Building the replacement into your plan a little ahead of your sale date keeps everything calm. You avoid scrambling, you give the adhesive its proper cure time, and you arrive at the appraisal or showing with a vehicle that presents exactly the way a premium EV should.
How Insurance Can Factor Into the Decision
Cost is naturally part of the timing decision, and insurance can ease it. Many drivers carry comprehensive coverage that may apply to glass damage, and in Florida there is a well-known windshield benefit that can mean no deductible for qualifying windshield claims; coverage specifics for rear glass depend on your policy and state. We're happy to assist and help you navigate your insurance claim, walking you through the questions to ask your insurer so you understand your options before scheduling.
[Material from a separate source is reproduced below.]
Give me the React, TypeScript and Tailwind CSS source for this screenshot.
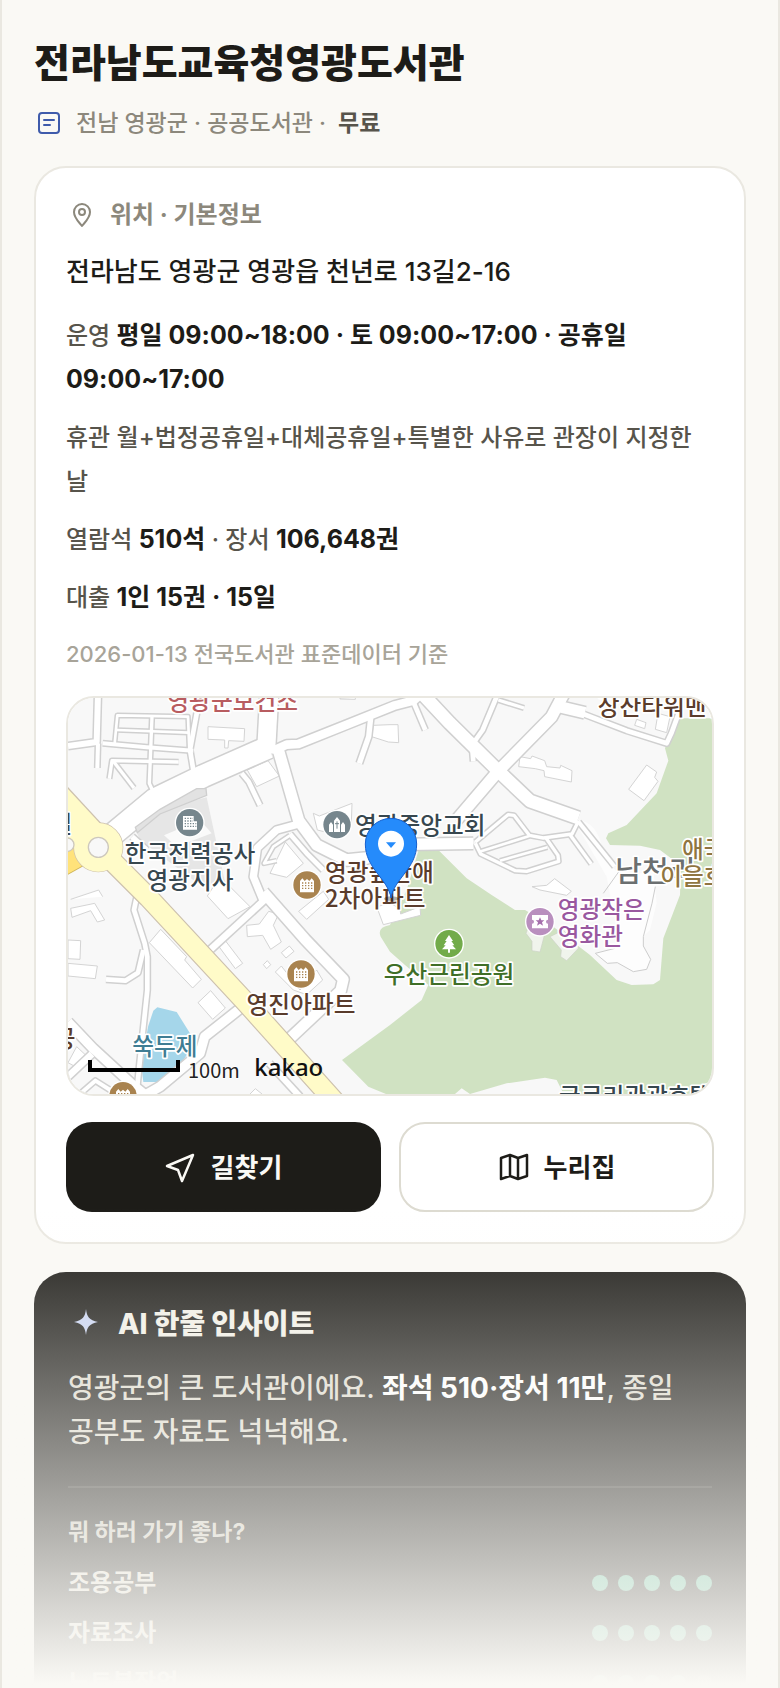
import type { ReactNode } from "react";

const activities = [
  { name: "조용공부", score: 5 },
  { name: "자료조사", score: 5 },
  { name: "노트북작업", score: 4 },
];

// white roads: [path, width]
const roads: [string, number][] = [
  // main road and its branches
  ["M150 440 L285 328 L430 258 L625 172", 66],
  ["M618 190 L628 10", 54],
  ["M640 182 L680 164 L715 162 L860 104 L1005 46 L1060 32 L1085 10", 26],
  ["M655 180 L716 392 L770 465 L860 510 L920 504 L990 464 L1240 460", 34],
  ["M716 402 L650 420 L592 474 L580 560 L608 628", 22],
  ["M610 606 L735 748 L850 868 L842 902 L690 1045", 32],
  ["M622 622 L452 778", 20],
  ["M1082 6 L1170 100 L1315 243 L1410 333 L1555 384", 38],
  ["M1188 392 L1315 243 L1475 80 L1512 10", 34],
  ["M1480 46 L1575 68", 34],
  ["M1570 72 L1700 122 L1820 160 L1834 130 L1856 70", 14],
  ["M1310 20 L1268 120 L1236 165 L1240 214", 14],
  ["M1315 30 L1392 54", 10],
  ["M1062 40 L1096 120", 14],
  ["M932 84 L926 140 L898 220", 16],
  ["M545 250 L566 275 L600 346", 14],
  ["M24 168 L110 156 L114 10", 18],
  ["M114 160 L112 234", 12],
  // grid in the top left corner
  ["M412 60 L390 180 L400 240", 14],
  ["M128 160 L260 172 L400 182", 12],
  ["M164 160 L172 76 L384 80 L388 180", 8],
  ["M170 120 L386 128", 8],
  ["M276 80 L268 280 L280 306", 10],
  ["M148 266 L156 212 L356 216", 10],
  ["M160 214 L222 294", 10],
  // parking loops on the right
  ["M1246 456 L1344 374 L1362 376 L1408 436 L1450 444 L1536 432 L1556 392", 10],
  ["M1408 438 L1256 486", 8],
  ["M1246 460 L1262 492 L1366 542 L1400 544 L1496 514 L1494 496 L1458 444", 10],
  ["M1462 472 L1320 512", 8],
  ["M1530 434 L1594 522", 10],
  ["M1556 396 L1664 530", 12],
  // lower left
  ["M232 612 L222 660 L254 760 L262 800 L262 900 L246 1050 L230 1206", 14],
  ["M250 780 L234 848 L196 872 L138 868", 14],
  ["M24 996 L100 1076 L220 1186 L250 1210", 28],
  ["M540 956 L434 1040 L420 1090 L300 1190 L230 1230", 28],
  ["M24 1160 L96 1092", 20],
  ["M60 1212 L106 1172 L160 1206", 12],
  ["M628 1120 L720 1220", 18],
  ["M216 440 L260 480", 16],
  ["M690 432 L740 490 L790 540", 14],
  ["M650 512 L612 520 L640 470 L690 436", 8],
];

const buildings = [
  "M444 110 L554 116 L552 154 L506 152 L504 174 L494 174 L494 150 L444 148 Z",
  "M562 240 L624 212 L658 258 L590 290 Z",
  "M760 370 L778 378 L876 340 L874 400 L820 432 L772 420 Z",
  "M676 456 L730 520 L680 562 L630 550 Z",
  "M840 24 L886 22 L886 28 L840 27 Z",
  "M990 104 L1014 104 L1016 158 L985 156 L935 140 L940 106 Z",
  "M1380 200 L1412 206 L1416 198 L1454 212 L1460 230 L1500 234 L1502 226 L1536 242 L1534 276 L1454 260 L1452 242 L1426 236 L1376 230 Z",
  "M1760 225 L1790 246 L1784 262 L1794 274 L1752 332 L1706 298 Z",
  "M1730 88 L1758 98 L1754 116 L1724 106 Z",
  "M1794 70 L1830 80 L1820 128 L1786 118 Z",
  "M480 560 L570 650 L504 686 L442 618 Z",
  "M32 655 L104 640 L134 690 L112 696 L92 662 L36 682 Z",
  "M32 628 L116 600 L128 620",
  "M24 750 L62 752 L60 808 L24 806 Z",
  "M24 820 L112 828 L106 866 L24 858 Z",
  "M302 718 L380 800 L374 810 L424 868 L398 894 L268 758 Z",
  "M474 766 L496 752 L548 820 L526 836 Z",
  "M414 938 L452 902 L496 954 L458 988 Z",
  "M560 706 L598 702 L626 664 L656 672 L640 706 L664 756 L632 778 L608 736 L562 740 Z",
  "M664 788 L688 768 L702 784 L678 804 Z",
  "M610 824 L622 812 L632 824 L620 836 Z",
  "M646 846 L664 828 L720 900 L770 840 L788 870 L740 914 L700 900 Z",
  "M716 664 L790 604 L806 628 L740 688 Z",
  "M950 650 L990 640 L1020 655 L1022 672 L1080 650 L1082 676 L970 704 Z",
  "M1416 590 L1460 586 L1484 566 L1534 604 L1520 616 L1440 600 Z",
  "M24 1118 L50 1070 L80 1098 L46 1130 Z",
  "M570 1212 L586 1196 L606 1212",
];

function Road() {
  return (
    <g fill="none" strokeLinejoin="round">
      {roads.map(([d, w]) => (
        <path key={d} d={d} stroke="#d0d0d0" strokeWidth={w + 9} />
      ))}
      {roads.map(([d, w]) => (
        <path key={d} d={d} stroke="#fff" strokeWidth={w} />
      ))}
    </g>
  );
}

function Poi({ x, y, color, children }: { x: number; y: number; color: string; children: ReactNode }) {
  return (
    <g transform={`translate(${x} ${y})`}>
      <circle r="45" fill="#fff" />
      <circle r="41" fill={color} />
      {children}
    </g>
  );
}

function ApartmentGlyph() {
  return (
    <>
      <path d="M-21 22 V-12 L-14 -20 L-7 -12 L0 -18 L7 -12 L14 -20 L21 -12 V22 Z" fill="#fff" />
      <path d="M-15 -6 H17 M-15 2 H17 M-15 10 H17" stroke="#a9834f" strokeWidth="4" strokeDasharray="4 5" />
    </>
  );
}

function LibraryMap() {
  return (
    <svg viewBox="24 24 1932 1188" preserveAspectRatio="xMidYMid slice" className="block h-full w-full" role="img" aria-label="지도">
      <rect x="0" y="0" width="2000" height="1300" fill="#f8f8f8" />
      {/* blocks */}
      <path d="M225 415 L300 358 L440 322 L500 600 L400 570 L240 450 Z" fill="#e6e6e6" />
      <path d="M312 436 L420 390 L455 430 L350 470 Z" fill="#fafafa" />
      <path d="M1075 483 L1135 480 L1220 565 L1295 615 L1365 660 L1395 660 L1480 710 L1590 795 L1670 870 L1715 885 L1780 883 L1800 870 L1810 745 L1860 615 L1862 550 L1840 510 L1800 480 L1740 467 L1650 465 L1638 445 L1645 430 L1700 405 L1790 310 L1825 212 L1815 175 L1850 85 L1960 85 V1230 H1520 L1490 1170 L1455 1163 L1340 1180 L1230 1212 L1205 1195 L1185 1212 V1230 H985 V1215 L925 1190 L846 1110 L990 1005 L1085 930 L1105 885 L1035 825 L990 785 L962 740 Q950 712 990 705 L1040 600 Z" fill="#d0e2c2" />
      <path d="M1398 730 L1410 700 L1460 710 L1440 786 L1416 782 L1416 754 Z M1470 740 L1510 720 L1556 774 L1520 812 L1502 800 L1504 780 Z" fill="#f0f4ec" stroke="#ccd2c6" strokeWidth="2" />
      <path d="M1540 388 Q1600 390 1620 450 Q1640 540 1700 560 L1780 540 L1790 640 L1770 720 L1750 740 L1750 770 L1772 810 L1760 838 L1720 845 L1672 818 L1642 820 L1606 790 L1680 770 L1640 560 Z" fill="#fdfdfd" />
      <path d="M1630 610 L1680 540 L1740 520 M1786 590 L1776 640 L1750 740 L1750 768 L1772 808 L1760 838 L1720 845 L1672 818 L1642 820 L1606 790 L1665 775" fill="none" stroke="#cdcdcd" strokeWidth="3" />
      {/* pond */}
      <path d="M292 952 L350 966 L390 1030 L380 1095 L340 1160 L300 1176 L250 1176 L244 1130 L264 1010 L280 962 Z" fill="#a5d6ea" />
      <g fill="#fff" stroke="#d4d4d4" strokeWidth="3">
        {buildings.map((d) => (
          <path key={d} d={d} />
        ))}
      </g>
      <Road />
      <path d="M226 412 L300 358 L410 296 L438 296 L440 316 L300 372 L232 428 Z" fill="#e2e2e2" stroke="#cfcfcf" strokeWidth="4" />
      {/* avenue and roundabout */}
      <path d="M0 530 L90 480" stroke="#cfb65c" strokeWidth="66" />
      <path d="M0 530 L90 480" stroke="#ffe27a" strokeWidth="60" />
      <g stroke="#cdc1ae" fill="none">
        <path d="M-30 315 L115 472" strokeWidth="112" />
        <path d="M115 472 L265 622 L553 932 L838 1250" strokeWidth="64" />
        <circle cx="115" cy="472" r="73" strokeWidth="4" />
      </g>
      <g stroke="#fffbc8" fill="none">
        <path d="M-30 315 L115 472" strokeWidth="104" />
        <path d="M115 472 L265 622 L553 932 L838 1250" strokeWidth="57" />
        <circle cx="115" cy="472" r="52" strokeWidth="42" />
      </g>
      <circle cx="115" cy="472" r="30" fill="#f8f8f8" stroke="#cdc8bd" strokeWidth="4" />
      <circle cx="22" cy="464" r="20" fill="#f8f8f8" stroke="#cdc8bd" strokeWidth="4" />

      <Poi x={389} y={398} color="#76868d">
        <path d="M-20 21 V-20 H12 V-4 H22 V21 Z" fill="#fff" />
        <path d="M-15 -13 H10 M-15 -5 H10 M-15 3 H20 M-15 11 H20" stroke="#76868d" strokeWidth="4" strokeDasharray="4 4" />
      </Poi>
      <Poi x={831} y={404} color="#76868d">
        <path d="M-24 22 V0 L-18 -8 L-12 0 V22 Z M12 22 V0 L18 -8 L24 0 V22 Z M-9 22 V-12 L0 -23 L9 -12 V22 Z" fill="#fff" />
        <path d="M0 -10 V12 M-6 -3 H6" stroke="#76868d" strokeWidth="3" />
      </Poi>
      <Poi x={741} y={585} color="#a9834f"><ApartmentGlyph /></Poi>
      <Poi x={723} y={852} color="#a9834f"><ApartmentGlyph /></Poi>
      <Poi x={189} y={1217} color="#a9834f"><ApartmentGlyph /></Poi>
      <Poi x={1167} y={761} color="#72ab4a">
        <path d="M0 -26 L12 -8 H7 L16 5 H10 L21 17 H3 V27 H-3 V17 H-21 L-10 5 H-16 L-7 -8 H-12 Z" fill="#fff" />
      </Poi>
      <Poi x={1440} y={695} color="#b98fbe">
        <path d="M-24 -20 H24 V-6 A6 6 0 0 0 24 6 V20 H-24 V6 A6 6 0 0 0 -24 -6 Z" fill="#fff" />
        <path d="M0 -13 L4 -4 L13 -4 L6 2 L9 12 L0 6 L-9 12 L-6 2 L-13 -4 L-4 -4 Z" fill="#a56fac" />
      </Poi>

      <g className="font-['Noto_Sans_CJK_KR',sans-serif] font-medium" fontSize="71" stroke="#fff" strokeWidth="10" strokeLinejoin="round" paintOrder="stroke">
        <g textAnchor="middle">
          <text x="518" y="61" fill="#b85c60">영광군보건소</text>
          <text x="390" y="517" fill="#37474f">한국전력공사</text>
          <text x="390" y="597" fill="#37474f">영광지사</text>
          <text x="723" y="969" fill="#5a3c2c">영진아파트</text>
          <text x="315" y="1096" fill="#3f7d94">쑥두제</text>
          <text x="1167" y="878" fill="#3f6f28">우산근린공원</text>
          <text x="14" y="1071" fill="#5a3c2c">공</text>
          <text x="4" y="428" fill="#37474f">길</text>
        </g>
        <text x="885" y="431" fill="#37474f">영광중앙교회</text>
        <text x="795" y="573" fill="#5a3c2c">영광숲안애</text>
        <text x="795" y="651" fill="#5a3c2c">2차아파트</text>
        <text x="1613" y="76" fill="#5a3c2c">장산타워맨션</text>
        <text x="1666" y="577" fill="#6b6f70" fontSize="87">남천리</text>
        <text x="1866" y="504" fill="#8f7541">애국</text>
        <text x="1801" y="586" fill="#8f7541">이을호</text>
        <text x="1493" y="684" fill="#99589f">영광작은</text>
        <text x="1493" y="766" fill="#99589f">영화관</text>
        <text x="1497" y="1244" fill="#37474f">글로리관광호텔</text>
      </g>

      {/* marker */}
      <ellipse cx="994" cy="626" rx="22" ry="7" fill="#000" opacity="0.3" />
      <path d="M993 624 C984 566 916 536 916 462 A77 77 0 0 1 1070 462 C1070 536 1002 566 993 624 Z" fill="#258bfb" stroke="#1560cf" strokeWidth="3" />
      <circle cx="993" cy="461" r="39" fill="#fff" />
      <path d="M978 457 H1008 L993 474 Z" fill="#258bfb" />

      {/* scale */}
      <path d="M90 1110 V1140 H354 V1110" fill="none" stroke="#000" strokeWidth="12" />
      <text x="384" y="1163" fontSize="60" fill="#222" stroke="#fff" strokeWidth="4" paintOrder="stroke" className="font-['Noto_Sans_CJK_KR',sans-serif] font-normal">100m</text>
      <text x="583" y="1158" fontSize="72" fill="#111" className="font-['Noto_Sans',sans-serif] font-medium">kakao</text>
    </svg>
  );
}

function Row({ children }: { children: ReactNode }) {
  return <p className="text-2xl leading-[44px] font-medium text-[#57544b]">{children}</p>;
}

function Em({ children }: { children: ReactNode }) {
  return <strong className="text-[25px] leading-none font-bold text-[#1d1c18]">{children}</strong>;
}

export default function App() {
  return (
    <div className="relative max-h-screen overflow-hidden border-x-2 border-[#eae8e1] bg-[#faf9f5] font-[Inter,'Noto_Sans_CJK_KR',sans-serif] break-keep text-[#1d1c18]">
      <main className="px-8 pt-9 pb-10">
        <h1 className="text-[39px] leading-[54px] font-extrabold">전라남도교육청영광도서관</h1>
        <div className="mt-4 flex items-center gap-3 text-[23px] leading-[34px] font-medium text-[#8c887c]">
          <svg viewBox="0 0 30 30" className="size-[30px]" fill="none" stroke="#3f5bab" strokeWidth="2" strokeLinecap="round">
            <rect x="5" y="5" width="20" height="20" rx="3" />
            <path d="M10 12 H20 M10 17 H16" />
          </svg>
          <span>전남 영광군 · 공공도서관 ·</span>
          <strong className="font-bold text-[#57544b]">무료</strong>
        </div>

        <section className="mt-[26px] rounded-[32px] border-2 border-[#eae8e1] bg-white px-[30px] pt-7 pb-[30px]">
          <h2 className="flex items-center gap-3 text-2xl leading-[38px] font-bold text-[#8c887c]">
            <svg viewBox="0 0 32 32" className="size-8" fill="none" stroke="currentColor" strokeWidth="2" strokeLinejoin="round">
              <path d="M16 27 C13 23 8 19 8 13 A8 8 0 0 1 24 13 C24 19 19 23 16 27 Z" />
              <circle cx="16" cy="13" r="3" />
            </svg>
            위치 · 기본정보
          </h2>
          <p className="mt-4 mb-5 text-[26px] leading-[44px] font-medium">전라남도 영광군 영광읍 천년로 13길2-16</p>
          <div className="flex flex-col gap-[14px]">
            <Row>운영 <Em>평일 09:00~18:00 · 토 09:00~17:00 · 공휴일 09:00~17:00</Em></Row>
            <Row>휴관 월+법정공휴일+대체공휴일+특별한 사유로 관장이 지정한 날</Row>
            <Row>열람석 <Em>510석</Em> · 장서 <Em>106,648권</Em></Row>
            <Row>대출 <Em>1인 15권 · 15일</Em></Row>
          </div>
          <p className="mt-4 text-[22px] leading-9 font-medium text-[#a8a499]">2026-01-13 전국도서관 표준데이터 기준</p>

          <div className="mt-6 h-[400px] overflow-hidden rounded-[28px] border-2 border-[#eae8e1]">
            <LibraryMap />
          </div>

          <div className="mt-[26px] grid grid-cols-2 gap-[18px] text-[26px] font-bold">
            <a href="#directions" className="flex h-[90px] items-center justify-center gap-[14px] rounded-[26px] bg-[#1d1c18] text-[#faf9f5]">
              <svg viewBox="0 0 32 32" className="size-8" fill="none" stroke="currentColor" strokeWidth="2.5" strokeLinejoin="round">
                <path d="M28 4 L2 15 L13 19 L17 30 Z" />
              </svg>
              길찾기
            </a>
            <a href="#homepage" className="flex h-[90px] items-center justify-center gap-[14px] rounded-[26px] border-2 border-[#dddbd1] bg-white">
              <svg viewBox="0 0 32 32" className="size-8" fill="none" stroke="currentColor" strokeWidth="2.5" strokeLinejoin="round">
                <path d="M3 7 L12 4 L20 7 L29 4 V25 L20 28 L12 25 L3 28 Z M12 4 V25 M20 7 V28" />
              </svg>
              누리집
            </a>
          </div>
        </section>

        <section className="mt-7 rounded-[32px] bg-[#1d1c18] px-[34px] pt-[34px] pb-10">
          <h2 className="flex items-center gap-[14px] text-[28px] leading-[34px] font-extrabold text-[#f1efe6]">
            <svg viewBox="0 0 36 36" className="size-9" fill="#c9d4f2">
              <path d="M18 3 C19 11 21 14 30 16 C21 18 19 21 18 29 C17 21 15 18 6 16 C15 14 17 11 18 3 Z" />
            </svg>
            AI 한줄 인사이트
          </h2>
          <p className="mt-6 text-[28px] leading-[44px] font-medium text-[#dddacd]">
            영광군의 큰 도서관이에요. <strong className="font-bold text-white">좌석 510·장서 11만</strong>, 종일 공부도 자료도 넉넉해요.
          </p>
          <div className="mt-8 border-t-2 border-[#35342f] pt-7">
            <h3 className="text-[23px] leading-8 font-bold text-[#c9c6ba]">뭐 하러 가기 좋나?</h3>
            <ul className="mt-[10px]">
              {activities.map((a) => (
                <li key={a.name} className="flex h-[50px] items-center justify-between text-2xl font-semibold text-[#dddacd]">
                  {a.name}
                  <span className="flex gap-[10px]">
                    {[1, 2, 3, 4, 5].map((n) => (
                      <span key={n} className={`size-4 rounded-full ${n <= a.score ? "bg-[#5bb896]" : "bg-[#45443e]"}`} />
                    ))}
                  </span>
                </li>
              ))}
            </ul>
          </div>
        </section>
      </main>
      <div className="pointer-events-none absolute inset-x-0 bottom-0 h-[480px] bg-linear-to-b from-[#faf9f5]/0 to-[#faf9f5] to-99%" />
    </div>
  );
}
Knowing whether a claim is practical can make the choice to replace before listing even easier — and keep your out-of-pocket considerations clear without any surprises.
The Bottom Line for Q8 e-tron Sellers
Rear glass damage on an Audi Q8 e-tron is one of those problems that grows when ignored. Left unaddressed, it invites oversized deductions at trade-in, weakens your hand in private negotiations, and casts doubt on the care the whole vehicle received. Addressed properly — with OEM-quality glass, professional installation, a workmanship warranty, and documentation you keep on file — it does the opposite: it restores the vehicle's presentation, removes a bargaining chip from the other side of the table, and demonstrates exactly the kind of ownership that buyers reward.
The smartest play for most owners is to handle the replacement before listing or trading, control the quality and the timeline, and keep the paperwork as part of the vehicle's story. Because we come to you across Arizona and Florida and can often schedule next-day, fitting a rear glass replacement into your selling timeline is straightforward. A clean, correctly installed rear window won't just make your Q8 e-tron look its best — it helps make sure the offers you receive reflect the vehicle you actually own.